If you’ve ever found it too difficult to decide whether to sit on your couch and devour a decadent bar of vegan chocolate or taking a yoga class, you no longer have to choose between the two. Combining the happy place you find when eating chocolate and the soul-cleansing happy place in yoga of course only makes for an even happier combination. Life is all about that balance, right? Meet “Chocolate Yoga” — a class for chocolate and yoga lovers coming to the UK.
Vegan-friendly chocolate company Love Cocoa has partnered up with UK-based yogi Guzel Mursalimova to create a 90-minute chocolate-filled meditation and restorative yoga practice. The global yoga community is like any good chocolate aficionado, seriously considering this prospect with quite some merit.
“There are many parallels [between chocolate and yoga] — from experiencing a naturally elevated mood after indulging in a piece of delicious chocolate, to the feeling of lightness and radiance after a restorative yoga practice,” Mursalimova said in an interview. “For me, mindful movement, power of breath, and organic vegan chocolate are a perfect match.”
Amping up yoga with any number of accompaniments is nothing new: the Internet has seen it’s fair share of goat yoga, pro-puppy-adoption yoga, beer yoga, even naked yoga. But could chocolate yoga classes be the missing link that yogis have been unknowingly searching for until this point?
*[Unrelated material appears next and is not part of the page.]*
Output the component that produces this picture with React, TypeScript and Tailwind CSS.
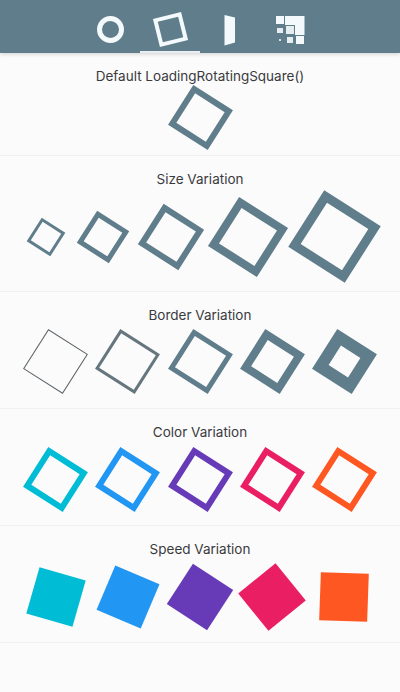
import React from 'react';

const COLORS = ['#00BCD4', '#2196F3', '#673AB7', '#E91E63', '#FF5722'];

// Rotation is per-instance, it's what the frame of the animation looks like
function Square({
  size,
  border,
  color = '#607D8B',
  angle = 32.5,
  filled = false,
}: {
  size: number;
  border?: number;
  color?: string;
  angle?: number;
  filled?: boolean;
}) {
  return (
    <div
      className="shrink-0 box-border"
      style={{
        width: size,
        height: size,
        transform: `rotate(${angle}deg)`,
        borderStyle: 'solid',
        borderWidth: border ?? 0,
        borderColor: color,
        backgroundColor: filled ? color : 'transparent',
      }}
    />
  );
}

function Section({ title, height, children }: { title: string; height: string; children: React.ReactNode }) {
  return (
    <div className={`flex flex-col border-b border-[#f1f1f2] ${height}`}>
      <p className="mt-[14px] h-[18px] text-center text-[13.5px] leading-[18px] text-[#3a3a3c]">
        {title}
      </p>
      {children}
    </div>
  );
}

function TabIcons() {
  return (
    <div className="relative z-10 flex h-[53px] items-center justify-center bg-[#607D8B] shadow-[0_1px_4px_rgba(0,0,0,0.18)]">
      <div className="relative flex h-full w-[60px] items-center justify-center pt-[6px]">
        <div className="h-[27px] w-[27px] rounded-full border-[5px] border-[#f4f9fb]" />
      </div>
      <div className="relative flex h-full w-[60px] items-center justify-center pt-[6px]">
        <div className="h-[29px] w-[29px] -rotate-[14deg] border-[4px] border-[#f4f9fb]" />
        <div className="absolute bottom-0 left-0 h-[2px] w-[60px] bg-[#e8eef1]" />
      </div>
      <div className="flex h-full w-[60px] items-center justify-center pt-[6px]">
        <svg width="12" height="32" viewBox="0 0 12 32">
          <polygon points="0.5,1 11,3.5 11,28.5 0.5,31.5" fill="#f4f9fb" />
        </svg>
      </div>
      <div className="flex h-full w-[60px] items-center justify-center pt-[6px]">
        <svg width="30" height="30" viewBox="0 0 30 30" fill="#f4f9fb">
          <rect x="1" y="1" width="8" height="8" />
          <polygon points="10,1 29.5,1 29.5,20 20,20 20,10 10,10" />
          <rect x="11" y="11" width="8" height="8" opacity="0.9" />
          <rect x="2" y="13" width="6" height="5" opacity="0.9" />
          <rect x="4" y="24" width="2" height="2" opacity="0.8" />
          <rect x="12" y="22" width="6" height="6" opacity="0.9" />
          <rect x="21" y="21" width="8" height="8" />
        </svg>
      </div>
    </div>
  );
}

export default function App() {
  return (
    <div className="h-[692px] w-[400px] overflow-hidden bg-[#fbfbfc] font-['Inter',sans-serif]">
      <TabIcons />

      <Section title="Default LoadingRotatingSquare()" height="h-[103px]">
        <div className="mt-[9px] flex justify-center">
          <Square size={47} border={6} />
        </div>
      </Section>

      <Section title="Size Variation" height="h-[136px]">
        <div className="mt-[15px] flex items-center justify-between px-[32px]">
          <Square size={28} border={3} />
          <Square size={38} border={5} />
          <Square size={48} border={6} />
          <Square size={58} border={8} />
          <Square size={67} border={9} />
        </div>
      </Section>

      <Section title="Border Variation" height="h-[117px]">
        <div className="mt-[14px] flex items-center justify-between px-[32px]">
          <Square size={47} border={1} color="#5c6468" />
          <Square size={47} border={3} color="#66767f" />
          <Square size={47} border={5} />
          <Square size={47} border={8} />
          <Square size={47} border={12} />
        </div>
      </Section>

      <Section title="Color Variation" height="h-[117px]">
        <div className="mt-[15px] flex items-center justify-between px-[32px]">
          {COLORS.map((c) => (
            <Square key={c} size={47} border={6} color={c} />
          ))}
        </div>
      </Section>

      <Section title="Speed Variation" height="h-[117px]">
        <div className="mt-[15px] flex items-center justify-between px-[32px]">
          {COLORS.map((c, i) => (
            <Square key={c} size={48} color={c} filled angle={[16, 23, 33, 51, 2][i]} />
          ))}
        </div>
      </Section>
    </div>
  );
}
Probably.
The 90-minute “Chocolate Yoga” classes are split into two halves. Yoga participants practice mindful awareness techniques from ancient Buddhist teaching, aimed to send them away from chaotic headspaces and back to being fully present while living in the moment. After this, Mursalimova shows the budding yogis how to appreciate chocolate in a different, more mindful way – this is said to train the tastebuds and consciousness to access another realm of flavours and sensations, also known as an even deeper affection for chocolate.
“It is a common meditation technique — to focus your attention on one point, object or feeling,” adds Mursalimova. “For example, you could focus your attention on brushing your teeth or sipping some water. I chose chocolate because I love it, but often I remember eating only the first piece, and maybe the last, but not everything in between. Chocolate meditation allows us to experience the broad spectrum of taste sensations and enjoy every piece.”